▶ **Written exercise**
Transcribe the whole listing without a single picture.

▶ **Data block**
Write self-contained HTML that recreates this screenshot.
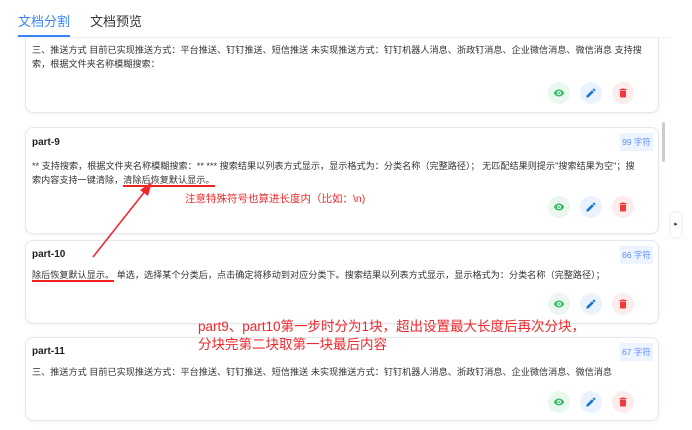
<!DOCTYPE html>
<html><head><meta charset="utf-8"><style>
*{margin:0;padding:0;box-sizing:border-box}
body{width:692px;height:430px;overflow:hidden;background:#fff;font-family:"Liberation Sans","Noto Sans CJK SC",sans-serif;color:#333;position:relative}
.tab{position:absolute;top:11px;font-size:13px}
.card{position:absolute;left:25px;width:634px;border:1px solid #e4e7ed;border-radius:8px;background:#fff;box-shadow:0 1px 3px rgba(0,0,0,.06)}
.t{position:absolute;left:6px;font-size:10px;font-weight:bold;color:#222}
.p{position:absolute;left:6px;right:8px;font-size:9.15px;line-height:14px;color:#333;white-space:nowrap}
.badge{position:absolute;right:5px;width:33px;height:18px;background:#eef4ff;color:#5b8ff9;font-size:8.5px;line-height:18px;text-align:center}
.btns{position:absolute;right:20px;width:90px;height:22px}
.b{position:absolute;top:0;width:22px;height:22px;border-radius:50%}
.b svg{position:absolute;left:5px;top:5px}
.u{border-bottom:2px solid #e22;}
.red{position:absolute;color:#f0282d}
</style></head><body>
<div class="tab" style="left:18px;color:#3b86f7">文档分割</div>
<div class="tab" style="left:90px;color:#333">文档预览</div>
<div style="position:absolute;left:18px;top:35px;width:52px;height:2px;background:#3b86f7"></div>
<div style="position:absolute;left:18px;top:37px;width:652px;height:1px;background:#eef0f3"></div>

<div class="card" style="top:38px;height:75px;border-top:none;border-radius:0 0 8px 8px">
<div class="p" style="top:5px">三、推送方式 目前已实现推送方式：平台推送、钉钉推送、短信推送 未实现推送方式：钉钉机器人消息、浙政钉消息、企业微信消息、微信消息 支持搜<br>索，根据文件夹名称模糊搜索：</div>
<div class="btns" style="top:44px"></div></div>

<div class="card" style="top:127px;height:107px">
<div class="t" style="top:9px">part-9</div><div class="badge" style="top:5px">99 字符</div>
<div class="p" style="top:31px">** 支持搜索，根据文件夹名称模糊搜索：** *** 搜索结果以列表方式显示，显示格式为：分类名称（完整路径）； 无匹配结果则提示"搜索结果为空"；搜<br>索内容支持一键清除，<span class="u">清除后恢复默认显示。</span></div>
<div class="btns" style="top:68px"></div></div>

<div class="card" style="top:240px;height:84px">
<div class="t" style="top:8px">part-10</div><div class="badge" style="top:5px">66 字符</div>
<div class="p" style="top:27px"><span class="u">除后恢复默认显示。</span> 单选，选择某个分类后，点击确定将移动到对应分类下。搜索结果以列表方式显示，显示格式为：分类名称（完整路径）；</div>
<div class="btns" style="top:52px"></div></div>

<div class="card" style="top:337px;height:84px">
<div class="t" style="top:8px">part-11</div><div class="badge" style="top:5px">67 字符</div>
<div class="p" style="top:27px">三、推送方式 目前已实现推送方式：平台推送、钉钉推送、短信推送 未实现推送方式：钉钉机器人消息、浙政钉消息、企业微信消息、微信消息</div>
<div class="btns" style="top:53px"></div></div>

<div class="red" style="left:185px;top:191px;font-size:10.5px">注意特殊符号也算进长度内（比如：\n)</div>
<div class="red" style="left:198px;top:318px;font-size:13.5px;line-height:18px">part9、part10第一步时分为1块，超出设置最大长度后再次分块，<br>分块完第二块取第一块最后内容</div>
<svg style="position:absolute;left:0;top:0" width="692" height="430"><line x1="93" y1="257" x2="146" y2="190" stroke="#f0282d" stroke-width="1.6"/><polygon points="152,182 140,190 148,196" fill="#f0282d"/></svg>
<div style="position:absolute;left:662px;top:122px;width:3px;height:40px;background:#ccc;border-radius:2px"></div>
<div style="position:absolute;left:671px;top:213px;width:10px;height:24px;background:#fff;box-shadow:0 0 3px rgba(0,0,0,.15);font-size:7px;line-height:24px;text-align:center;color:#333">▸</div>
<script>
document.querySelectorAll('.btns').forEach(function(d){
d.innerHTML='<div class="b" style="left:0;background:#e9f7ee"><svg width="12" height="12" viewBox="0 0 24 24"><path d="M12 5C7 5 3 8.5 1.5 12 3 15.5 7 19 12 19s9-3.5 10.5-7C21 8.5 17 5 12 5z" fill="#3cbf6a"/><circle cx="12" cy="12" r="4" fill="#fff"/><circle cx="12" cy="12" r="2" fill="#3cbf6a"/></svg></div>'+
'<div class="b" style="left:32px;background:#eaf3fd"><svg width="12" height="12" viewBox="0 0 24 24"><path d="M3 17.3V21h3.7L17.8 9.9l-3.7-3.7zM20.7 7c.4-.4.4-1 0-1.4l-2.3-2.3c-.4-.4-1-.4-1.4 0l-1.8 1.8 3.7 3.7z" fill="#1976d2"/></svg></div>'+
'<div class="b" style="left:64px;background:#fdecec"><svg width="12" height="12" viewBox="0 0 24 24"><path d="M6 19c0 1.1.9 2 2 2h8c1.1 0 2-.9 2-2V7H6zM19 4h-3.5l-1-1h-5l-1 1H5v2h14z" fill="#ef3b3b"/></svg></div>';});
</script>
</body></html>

▶ **Solved problem**
Write self-contained HTML that recreates this screenshot.
<!DOCTYPE html>
<html><head><meta charset="utf-8"><style>
*{margin:0;padding:0;box-sizing:border-box}
body{width:692px;height:430px;overflow:hidden;background:#fff;font-family:"Liberation Sans","Noto Sans CJK SC",sans-serif;color:#333;position:relative}
.tab{position:absolute;top:11px;font-size:13px}
.card{position:absolute;left:25px;width:634px;border:1px solid #e4e7ed;border-radius:8px;background:#fff;box-shadow:0 1px 3px rgba(0,0,0,.06)}
.t{position:absolute;left:6px;font-size:10px;font-weight:bold;color:#222}
.p{position:absolute;left:6px;right:8px;font-size:9.15px;line-height:14px;color:#333;white-space:nowrap}
.badge{position:absolute;right:5px;width:33px;height:18px;background:#eef4ff;color:#5b8ff9;font-size:8.5px;line-height:18px;text-align:center}
.btns{position:absolute;right:20px;width:90px;height:22px}
.b{position:absolute;top:0;width:22px;height:22px;border-radius:50%}
.b svg{position:absolute;left:5px;top:5px}
.u{border-bottom:2px solid #e22;}
.red{position:absolute;color:#f0282d}
</style></head><body>
<div class="tab" style="left:18px;color:#3b86f7">文档分割</div>
<div class="tab" style="left:90px;color:#333">文档预览</div>
<div style="position:absolute;left:18px;top:35px;width:52px;height:2px;background:#3b86f7"></div>
<div style="position:absolute;left:18px;top:37px;width:652px;height:1px;background:#eef0f3"></div>

<div class="card" style="top:38px;height:75px;border-top:none;border-radius:0 0 8px 8px">
<div class="p" style="top:5px">三、推送方式 目前已实现推送方式：平台推送、钉钉推送、短信推送 未实现推送方式：钉钉机器人消息、浙政钉消息、企业微信消息、微信消息 支持搜<br>索，根据文件夹名称模糊搜索：</div>
<div class="btns" style="top:44px"></div></div>

<div class="card" style="top:127px;height:107px">
<div class="t" style="top:9px">part-9</div><div class="badge" style="top:5px">99 字符</div>
<div class="p" style="top:31px">** 支持搜索，根据文件夹名称模糊搜索：** *** 搜索结果以列表方式显示，显示格式为：分类名称（完整路径）； 无匹配结果则提示"搜索结果为空"；搜<br>索内容支持一键清除，<span class="u">清除后恢复默认显示。</span></div>
<div class="btns" style="top:68px"></div></div>

<div class="card" style="top:240px;height:84px">
<div class="t" style="top:8px">part-10</div><div class="badge" style="top:5px">66 字符</div>
<div class="p" style="top:27px"><span class="u">除后恢复默认显示。</span> 单选，选择某个分类后，点击确定将移动到对应分类下。搜索结果以列表方式显示，显示格式为：分类名称（完整路径）；</div>
<div class="btns" style="top:52px"></div></div>

<div class="card" style="top:337px;height:84px">
<div class="t" style="top:8px">part-11</div><div class="badge" style="top:5px">67 字符</div>
<div class="p" style="top:27px">三、推送方式 目前已实现推送方式：平台推送、钉钉推送、短信推送 未实现推送方式：钉钉机器人消息、浙政钉消息、企业微信消息、微信消息</div>
<div class="btns" style="top:53px"></div></div>

<div class="red" style="left:185px;top:191px;font-size:10.5px">注意特殊符号也算进长度内（比如：\n)</div>
<div class="red" style="left:198px;top:318px;font-size:13.5px;line-height:18px">part9、part10第一步时分为1块，超出设置最大长度后再次分块，<br>分块完第二块取第一块最后内容</div>
<svg style="position:absolute;left:0;top:0" width="692" height="430"><line x1="93" y1="257" x2="146" y2="190" stroke="#f0282d" stroke-width="1.6"/><polygon points="152,182 140,190 148,196" fill="#f0282d"/></svg>
<div style="position:absolute;left:662px;top:122px;width:3px;height:40px;background:#ccc;border-radius:2px"></div>
<div style="position:absolute;left:671px;top:213px;width:10px;height:24px;background:#fff;box-shadow:0 0 3px rgba(0,0,0,.15);font-size:7px;line-height:24px;text-align:center;color:#333">▸</div>
<script>
document.querySelectorAll('.btns').forEach(function(d){
d.innerHTML='<div class="b" style="left:0;background:#e9f7ee"><svg width="12" height="12" viewBox="0 0 24 24"><path d="M12 5C7 5 3 8.5 1.5 12 3 15.5 7 19 12 19s9-3.5 10.5-7C21 8.5 17 5 12 5z" fill="#3cbf6a"/><circle cx="12" cy="12" r="4" fill="#fff"/><circle cx="12" cy="12" r="2" fill="#3cbf6a"/></svg></div>'+
'<div class="b" style="left:32px;background:#eaf3fd"><svg width="12" height="12" viewBox="0 0 24 24"><path d="M3 17.3V21h3.7L17.8 9.9l-3.7-3.7zM20.7 7c.4-.4.4-1 0-1.4l-2.3-2.3c-.4-.4-1-.4-1.4 0l-1.8 1.8 3.7 3.7z" fill="#1976d2"/></svg></div>'+
'<div class="b" style="left:64px;background:#fdecec"><svg width="12" height="12" viewBox="0 0 24 24"><path d="M6 19c0 1.1.9 2 2 2h8c1.1 0 2-.9 2-2V7H6zM19 4h-3.5l-1-1h-5l-1 1H5v2h14z" fill="#ef3b3b"/></svg></div>';});
</script>
</body></html>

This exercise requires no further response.